Slack / Microsoft Teams
Best for: Team awareness, non-critical alerts, and as a secondary channel for critical alerts.
Slack is the default alert channel for most teams. Post alerts to a dedicated #monitoring or #incidents channel. Everyone on the team sees the alert, can discuss it, and can coordinate the response in-thread. But Slack alone is not enough for critical alerts -- people mute channels, step away from their desk, and miss messages outside working hours.
PagerDuty / Opsgenie / VictorOps
Best for: Critical production alerts that need immediate human attention, especially outside business hours.
Incident management platforms are designed to wake people up. They escalate through phone calls, SMS, push notifications, and can track acknowledgment and resolution. If someone does not acknowledge within a set time, the alert escalates to the next person. This is essential for production services.
Best for: Low-urgency notifications, daily/weekly summaries, and compliance records.
Email is the slowest alert channel. Use it for non-urgent notifications like SSL certificate expiry warnings (30 days out), weekly uptime reports, or resolved-incident summaries. Never rely on email as your only channel for critical alerts.
SMS
Best for: Last-resort escalation for the most critical issues.
SMS breaks through Do Not Disturb settings on most phones. Reserve it for Severity 1 incidents that have not been acknowledged through other channels. Overusing SMS leads to people blocking the number.
Webhooks
Best for: Custom integrations, automated workflows, and ChatOps.
Webhooks let you trigger custom actions when alerts fire -- create Jira tickets, update status pages, send messages to Discord, or trigger automated remediation scripts. They are the most flexible channel but require development effort to set up.
Recommended Channel Strategy
| Severity | Channels | Response Time |
|---|---|---|
| Critical (Sev 1) | PagerDuty + Slack + SMS escalation | Under 5 minutes |
| High (Sev 2) | PagerDuty + Slack | Under 15 minutes |
| Medium (Sev 3) | Slack only | Under 1 hour |
| Low (Sev 4) | Email + Slack (non-urgent channel) | Next business day |
Step 2: Configure Alert Triggers
The trigger configuration determines when an alert fires.
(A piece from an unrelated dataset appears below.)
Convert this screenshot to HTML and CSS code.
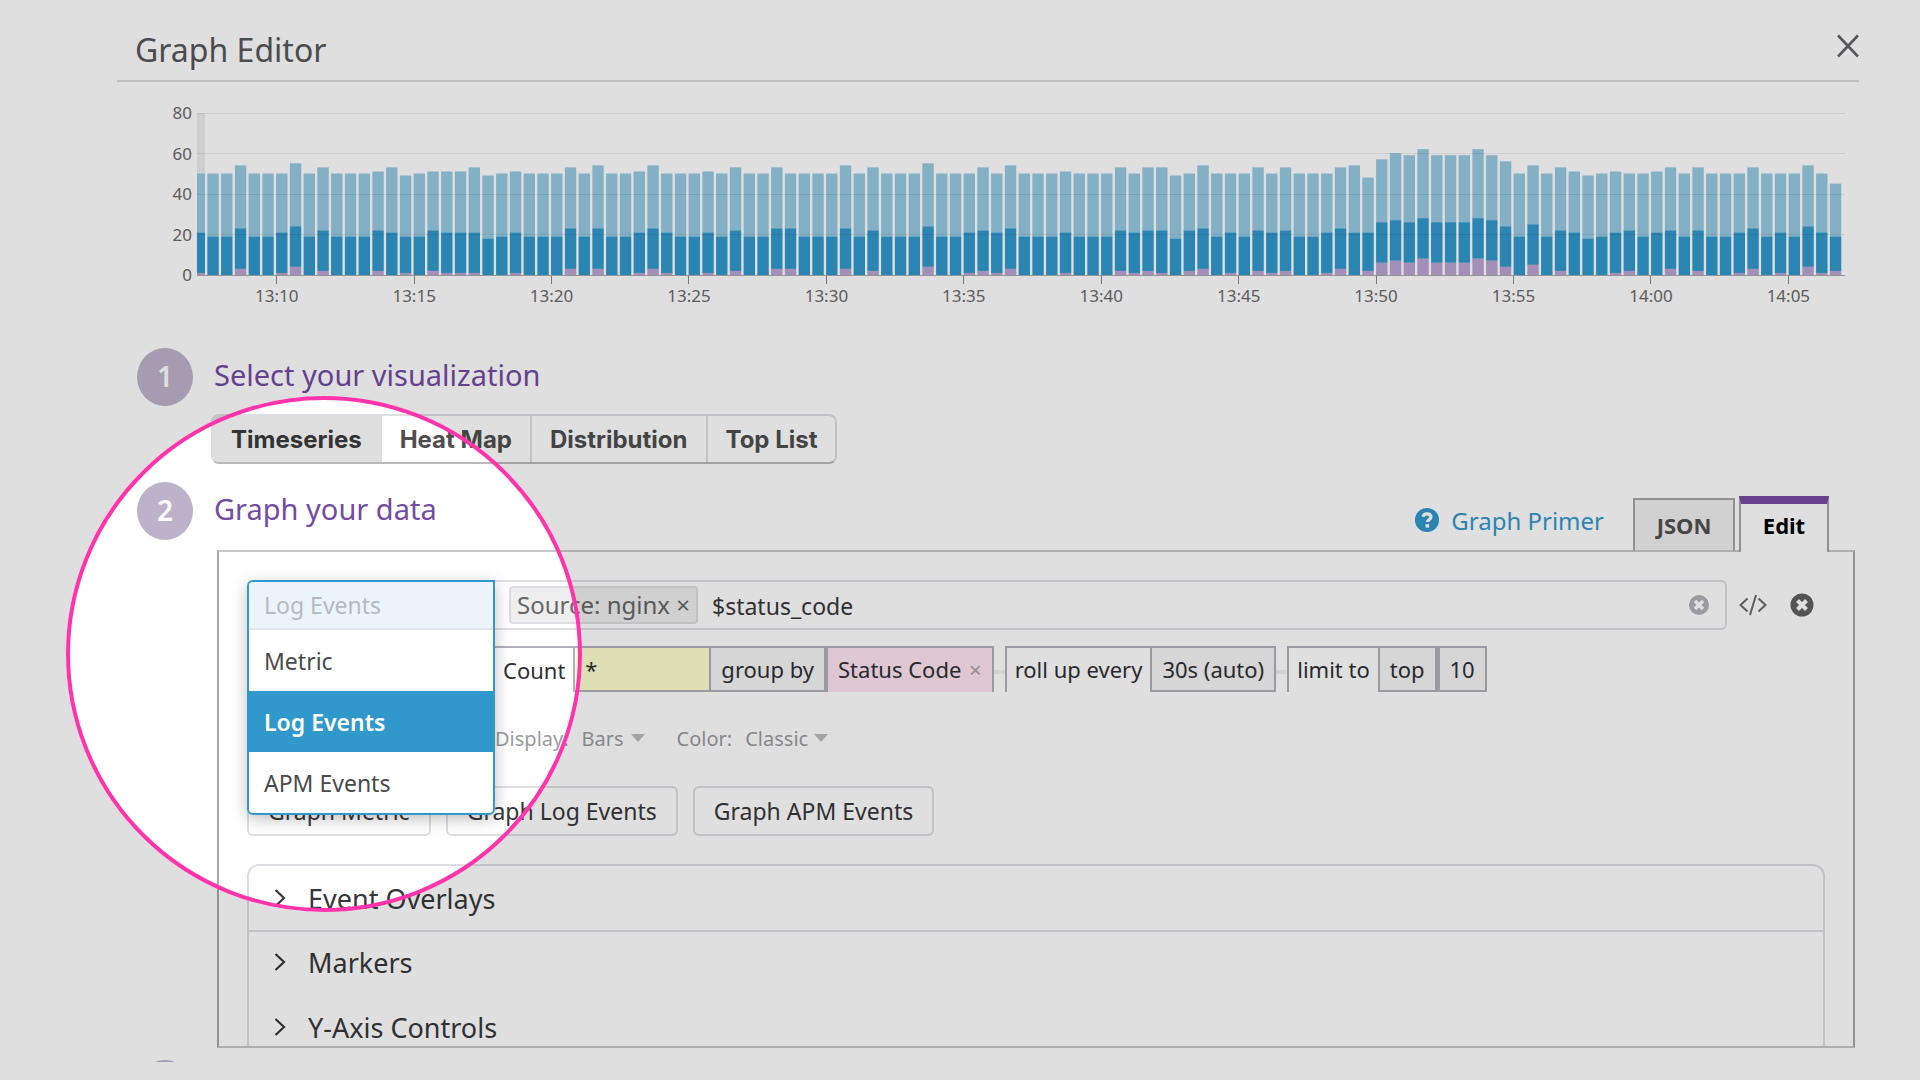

This is where you balance detection speed against false positive rate.
Multi-Region Confirmation
Never alert based on a single monitoring location detecting failure. Require confirmation from at least 2 geographic regions. If your service is down from New York but reachable from London and Tokyo, it is likely a regional network issue, not a full outage. Multi-region confirmation eliminates the majority of false positives.
Consecutive Failure Threshold
A single failed check can be caused by a brief network hiccup, a momentary server spike, or even a monitoring platform issue. Configure alerts to require 2-3 consecutive failures before firing. With 30-second check intervals, this means you detect real outages within 60-90 seconds while filtering out transient blips.
Timeout Configuration
Set appropriate timeout values for your checks. A reasonable default is 10-30 seconds depending on the endpoint. An API health check should respond in under 1 second, so a 10-second timeout is generous. A page that renders complex dashboards might legitimately take 5 seconds, so it needs a longer timeout.
Too-short timeouts cause false alerts from slow but functional responses. Too-long timeouts delay detection when the service is truly hung.
Status Code Rules
Be specific about which status codes trigger alerts:
Alert on: 5xx errors (server errors), prolonged 4xx on health endpoints, timeouts, connection refused
Do not alert on: 301/302 redirects (usually expected), 404 on non-critical paths, 429 rate limiting (unless sustained)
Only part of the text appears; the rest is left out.